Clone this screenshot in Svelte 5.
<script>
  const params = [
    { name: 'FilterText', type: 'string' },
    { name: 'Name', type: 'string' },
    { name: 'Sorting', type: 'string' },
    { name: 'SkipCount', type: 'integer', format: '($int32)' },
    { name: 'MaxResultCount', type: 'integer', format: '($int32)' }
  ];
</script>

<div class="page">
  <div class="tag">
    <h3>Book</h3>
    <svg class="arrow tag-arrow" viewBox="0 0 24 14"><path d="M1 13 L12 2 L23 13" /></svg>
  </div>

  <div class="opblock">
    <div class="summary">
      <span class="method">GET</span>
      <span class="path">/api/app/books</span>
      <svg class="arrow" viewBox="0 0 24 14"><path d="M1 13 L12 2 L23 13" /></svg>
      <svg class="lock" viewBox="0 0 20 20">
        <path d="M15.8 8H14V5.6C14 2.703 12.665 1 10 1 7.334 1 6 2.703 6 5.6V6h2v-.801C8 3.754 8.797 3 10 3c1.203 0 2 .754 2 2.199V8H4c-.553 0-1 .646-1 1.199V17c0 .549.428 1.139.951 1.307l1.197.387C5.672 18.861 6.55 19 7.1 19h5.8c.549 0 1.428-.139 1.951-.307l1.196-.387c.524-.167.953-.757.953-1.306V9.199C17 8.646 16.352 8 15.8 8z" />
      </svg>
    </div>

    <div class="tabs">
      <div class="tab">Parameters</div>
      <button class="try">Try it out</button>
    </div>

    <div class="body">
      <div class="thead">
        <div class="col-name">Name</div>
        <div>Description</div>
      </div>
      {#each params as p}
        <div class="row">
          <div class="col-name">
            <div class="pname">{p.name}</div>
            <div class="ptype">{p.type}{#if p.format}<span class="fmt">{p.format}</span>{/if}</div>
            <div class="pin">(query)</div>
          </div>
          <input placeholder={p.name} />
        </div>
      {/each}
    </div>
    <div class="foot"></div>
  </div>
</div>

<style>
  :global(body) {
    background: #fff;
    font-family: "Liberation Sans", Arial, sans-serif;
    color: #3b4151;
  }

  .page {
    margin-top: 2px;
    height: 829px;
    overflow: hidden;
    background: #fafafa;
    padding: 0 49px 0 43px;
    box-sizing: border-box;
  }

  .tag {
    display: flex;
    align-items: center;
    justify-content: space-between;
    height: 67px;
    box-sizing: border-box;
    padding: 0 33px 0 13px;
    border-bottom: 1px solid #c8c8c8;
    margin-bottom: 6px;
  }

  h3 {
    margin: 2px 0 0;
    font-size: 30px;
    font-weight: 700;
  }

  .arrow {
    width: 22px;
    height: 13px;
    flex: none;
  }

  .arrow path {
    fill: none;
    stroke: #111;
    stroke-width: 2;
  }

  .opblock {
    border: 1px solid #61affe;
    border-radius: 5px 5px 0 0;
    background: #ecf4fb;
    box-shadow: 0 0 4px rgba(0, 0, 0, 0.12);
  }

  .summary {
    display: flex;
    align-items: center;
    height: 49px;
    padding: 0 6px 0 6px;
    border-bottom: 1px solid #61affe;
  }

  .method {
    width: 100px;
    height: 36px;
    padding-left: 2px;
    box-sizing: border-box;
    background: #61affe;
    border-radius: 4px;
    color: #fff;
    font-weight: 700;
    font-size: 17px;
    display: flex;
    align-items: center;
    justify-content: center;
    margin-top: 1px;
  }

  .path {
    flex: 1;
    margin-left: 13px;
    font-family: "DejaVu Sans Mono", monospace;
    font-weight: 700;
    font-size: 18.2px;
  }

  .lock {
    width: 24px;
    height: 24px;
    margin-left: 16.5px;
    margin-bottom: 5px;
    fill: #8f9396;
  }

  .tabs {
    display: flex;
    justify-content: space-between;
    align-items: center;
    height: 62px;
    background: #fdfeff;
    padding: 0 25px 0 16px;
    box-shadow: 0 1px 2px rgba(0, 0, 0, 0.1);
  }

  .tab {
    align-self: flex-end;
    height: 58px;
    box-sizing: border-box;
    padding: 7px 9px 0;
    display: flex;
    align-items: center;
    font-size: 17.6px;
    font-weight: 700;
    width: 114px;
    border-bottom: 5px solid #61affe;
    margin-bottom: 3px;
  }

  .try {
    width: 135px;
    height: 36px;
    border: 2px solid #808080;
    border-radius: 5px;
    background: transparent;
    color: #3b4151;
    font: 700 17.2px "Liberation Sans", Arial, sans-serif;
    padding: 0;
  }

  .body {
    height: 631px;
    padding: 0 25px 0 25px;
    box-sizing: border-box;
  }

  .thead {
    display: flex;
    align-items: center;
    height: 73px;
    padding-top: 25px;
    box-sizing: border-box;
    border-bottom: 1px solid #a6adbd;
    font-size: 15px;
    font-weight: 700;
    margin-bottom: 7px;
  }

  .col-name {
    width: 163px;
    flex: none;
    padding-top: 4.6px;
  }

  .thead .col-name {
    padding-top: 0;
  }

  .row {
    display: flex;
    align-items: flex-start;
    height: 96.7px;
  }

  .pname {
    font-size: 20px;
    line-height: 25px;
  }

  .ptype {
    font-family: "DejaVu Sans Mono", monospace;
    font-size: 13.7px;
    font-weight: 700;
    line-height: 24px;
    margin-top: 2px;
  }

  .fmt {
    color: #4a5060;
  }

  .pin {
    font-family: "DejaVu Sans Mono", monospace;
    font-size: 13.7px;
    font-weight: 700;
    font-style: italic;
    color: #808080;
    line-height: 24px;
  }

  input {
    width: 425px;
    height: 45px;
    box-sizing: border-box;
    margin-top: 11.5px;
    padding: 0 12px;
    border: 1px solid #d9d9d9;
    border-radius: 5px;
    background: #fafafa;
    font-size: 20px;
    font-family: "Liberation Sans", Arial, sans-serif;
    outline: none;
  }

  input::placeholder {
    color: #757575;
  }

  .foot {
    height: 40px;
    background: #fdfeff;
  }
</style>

→ Work to do: Set down the material above again, word for word.

→ Finished exercise:
Clone this screenshot in Svelte 5.
<script>
  const params = [
    { name: 'FilterText', type: 'string' },
    { name: 'Name', type: 'string' },
    { name: 'Sorting', type: 'string' },
    { name: 'SkipCount', type: 'integer', format: '($int32)' },
    { name: 'MaxResultCount', type: 'integer', format: '($int32)' }
  ];
</script>

<div class="page">
  <div class="tag">
    <h3>Book</h3>
    <svg class="arrow tag-arrow" viewBox="0 0 24 14"><path d="M1 13 L12 2 L23 13" /></svg>
  </div>

  <div class="opblock">
    <div class="summary">
      <span class="method">GET</span>
      <span class="path">/api/app/books</span>
      <svg class="arrow" viewBox="0 0 24 14"><path d="M1 13 L12 2 L23 13" /></svg>
      <svg class="lock" viewBox="0 0 20 20">
        <path d="M15.8 8H14V5.6C14 2.703 12.665 1 10 1 7.334 1 6 2.703 6 5.6V6h2v-.801C8 3.754 8.797 3 10 3c1.203 0 2 .754 2 2.199V8H4c-.553 0-1 .646-1 1.199V17c0 .549.428 1.139.951 1.307l1.197.387C5.672 18.861 6.55 19 7.1 19h5.8c.549 0 1.428-.139 1.951-.307l1.196-.387c.524-.167.953-.757.953-1.306V9.199C17 8.646 16.352 8 15.8 8z" />
      </svg>
    </div>

    <div class="tabs">
      <div class="tab">Parameters</div>
      <button class="try">Try it out</button>
    </div>

    <div class="body">
      <div class="thead">
        <div class="col-name">Name</div>
        <div>Description</div>
      </div>
      {#each params as p}
        <div class="row">
          <div class="col-name">
            <div class="pname">{p.name}</div>
            <div class="ptype">{p.type}{#if p.format}<span class="fmt">{p.format}</span>{/if}</div>
            <div class="pin">(query)</div>
          </div>
          <input placeholder={p.name} />
        </div>
      {/each}
    </div>
    <div class="foot"></div>
  </div>
</div>

<style>
  :global(body) {
    background: #fff;
    font-family: "Liberation Sans", Arial, sans-serif;
    color: #3b4151;
  }

  .page {
    margin-top: 2px;
    height: 829px;
    overflow: hidden;
    background: #fafafa;
    padding: 0 49px 0 43px;
    box-sizing: border-box;
  }

  .tag {
    display: flex;
    align-items: center;
    justify-content: space-between;
    height: 67px;
    box-sizing: border-box;
    padding: 0 33px 0 13px;
    border-bottom: 1px solid #c8c8c8;
    margin-bottom: 6px;
  }

  h3 {
    margin: 2px 0 0;
    font-size: 30px;
    font-weight: 700;
  }

  .arrow {
    width: 22px;
    height: 13px;
    flex: none;
  }

  .arrow path {
    fill: none;
    stroke: #111;
    stroke-width: 2;
  }

  .opblock {
    border: 1px solid #61affe;
    border-radius: 5px 5px 0 0;
    background: #ecf4fb;
    box-shadow: 0 0 4px rgba(0, 0, 0, 0.12);
  }

  .summary {
    display: flex;
    align-items: center;
    height: 49px;
    padding: 0 6px 0 6px;
    border-bottom: 1px solid #61affe;
  }

  .method {
    width: 100px;
    height: 36px;
    padding-left: 2px;
    box-sizing: border-box;
    background: #61affe;
    border-radius: 4px;
    color: #fff;
    font-weight: 700;
    font-size: 17px;
    display: flex;
    align-items: center;
    justify-content: center;
    margin-top: 1px;
  }

  .path {
    flex: 1;
    margin-left: 13px;
    font-family: "DejaVu Sans Mono", monospace;
    font-weight: 700;
    font-size: 18.2px;
  }

  .lock {
    width: 24px;
    height: 24px;
    margin-left: 16.5px;
    margin-bottom: 5px;
    fill: #8f9396;
  }

  .tabs {
    display: flex;
    justify-content: space-between;
    align-items: center;
    height: 62px;
    background: #fdfeff;
    padding: 0 25px 0 16px;
    box-shadow: 0 1px 2px rgba(0, 0, 0, 0.1);
  }

  .tab {
    align-self: flex-end;
    height: 58px;
    box-sizing: border-box;
    padding: 7px 9px 0;
    display: flex;
    align-items: center;
    font-size: 17.6px;
    font-weight: 700;
    width: 114px;
    border-bottom: 5px solid #61affe;
    margin-bottom: 3px;
  }

  .try {
    width: 135px;
    height: 36px;
    border: 2px solid #808080;
    border-radius: 5px;
    background: transparent;
    color: #3b4151;
    font: 700 17.2px "Liberation Sans", Arial, sans-serif;
    padding: 0;
  }

  .body {
    height: 631px;
    padding: 0 25px 0 25px;
    box-sizing: border-box;
  }

  .thead {
    display: flex;
    align-items: center;
    height: 73px;
    padding-top: 25px;
    box-sizing: border-box;
    border-bottom: 1px solid #a6adbd;
    font-size: 15px;
    font-weight: 700;
    margin-bottom: 7px;
  }

  .col-name {
    width: 163px;
    flex: none;
    padding-top: 4.6px;
  }

  .thead .col-name {
    padding-top: 0;
  }

  .row {
    display: flex;
    align-items: flex-start;
    height: 96.7px;
  }

  .pname {
    font-size: 20px;
    line-height: 25px;
  }

  .ptype {
    font-family: "DejaVu Sans Mono", monospace;
    font-size: 13.7px;
    font-weight: 700;
    line-height: 24px;
    margin-top: 2px;
  }

  .fmt {
    color: #4a5060;
  }

  .pin {
    font-family: "DejaVu Sans Mono", monospace;
    font-size: 13.7px;
    font-weight: 700;
    font-style: italic;
    color: #808080;
    line-height: 24px;
  }

  input {
    width: 425px;
    height: 45px;
    box-sizing: border-box;
    margin-top: 11.5px;
    padding: 0 12px;
    border: 1px solid #d9d9d9;
    border-radius: 5px;
    background: #fafafa;
    font-size: 20px;
    font-family: "Liberation Sans", Arial, sans-serif;
    outline: none;
  }

  input::placeholder {
    color: #757575;
  }

  .foot {
    height: 40px;
    background: #fdfeff;
  }
</style>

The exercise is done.